As a Catholic, Berthe had not been the wife Lou’s parents would have chosen for him and, as a foreigner, she had not met the approval of his political superiors either. Nonetheless, Lou was convinced that “our spirits and our hearts were made for one another” and the marriage proved to be an extremely happy one.
By 1922, though, Berthe required a period of recuperation in Switzerland, where Lou served briefly as a delegate to the League of Nations and as ambassador to Switzerland. However, his wife’s health never recovered and she died in 1926.
In response, Lou decided to withdraw from public life entirely and, having become a Catholic 15 years earlier, entered the novitiate at the Abbey of Saint-André in his wife’s native country. There he lived an enclosed life, studied theology and, eventually, became a priest.
Any dreams of living out the rest of his days in monastic peace were shattered by the outbreak of World War II and the Nazi occupation of Belgium. Devastating as these events were, they marked a new phase of life for the man who was now known as Dom Pierre Célestin.
When the abbey was requisitioned by the Nazis in 1942, he moved to Bruges where he began, tentatively at first, to share the fruits of his experiences. In 1943, despite Nazi harassment, he began to write Souvenirs et Pensées, a book which was soon translated into English as Ways of Confucius and of Christ.
Not all of his political judgments have stood the test of time but his reflections on his own religious vocation and on what he called the “Christian vocation of China” are deeply moving. His ecumenical spirit is also impressive. There was no question for Lou but that “Protestantism has been for me a stage without which I think I should not have been able to reach Catholicism”.
However, at a time when doubt is still sometimes cast on the ability of Catholics in China to be both fully Chinese and fully Christian, perhaps the most significant part of the book is the section where he explains how his countrymen might “feel at ease in an institution of which, today still, the external appearance, Latin and western, does not completely express the internal and profound universality”.
Part of his answer was liturgical. Twenty years before Vatican II, Lou called for the introduction of Chinese into the liturgy. However, arguing for continuity as well as reform, he wanted to see the use of the Chinese literary language in the liturgy because of “its deep beauty, its vigour and elegance”.
Another part of his answer lay in his uniting a deep personal devotion to the papacy – a devotion based on Confucian concepts of filial piety – with practical suggestions for reform in Rome, based in part on the study of Chinese language and culture.
However, Lou was no armchair critic. Even in his 70s, he hoped to return home to be part of a Christian monastic revival in China.
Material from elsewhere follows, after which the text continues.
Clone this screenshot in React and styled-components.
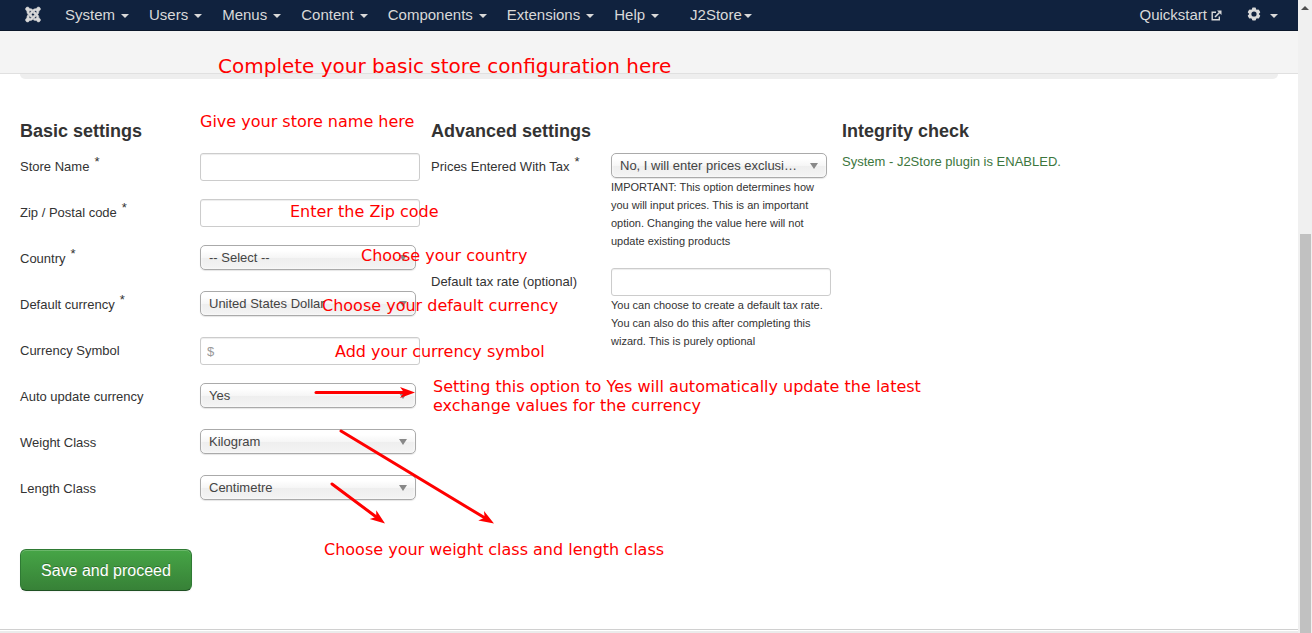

Prevented from doing so by the ongoing civil war, he died in January 1949, shortly before the Communist victory.
Impelled by a deep sense of humility and a profound spirituality, the man who had once refused to sign the Treaty of Versailles therefore ended his life as a titular abbot in Belgium, praying, in the words which ended Ways of Confucius and of Christ, that God might “in all the nations of the earth, be honoured and glorified”.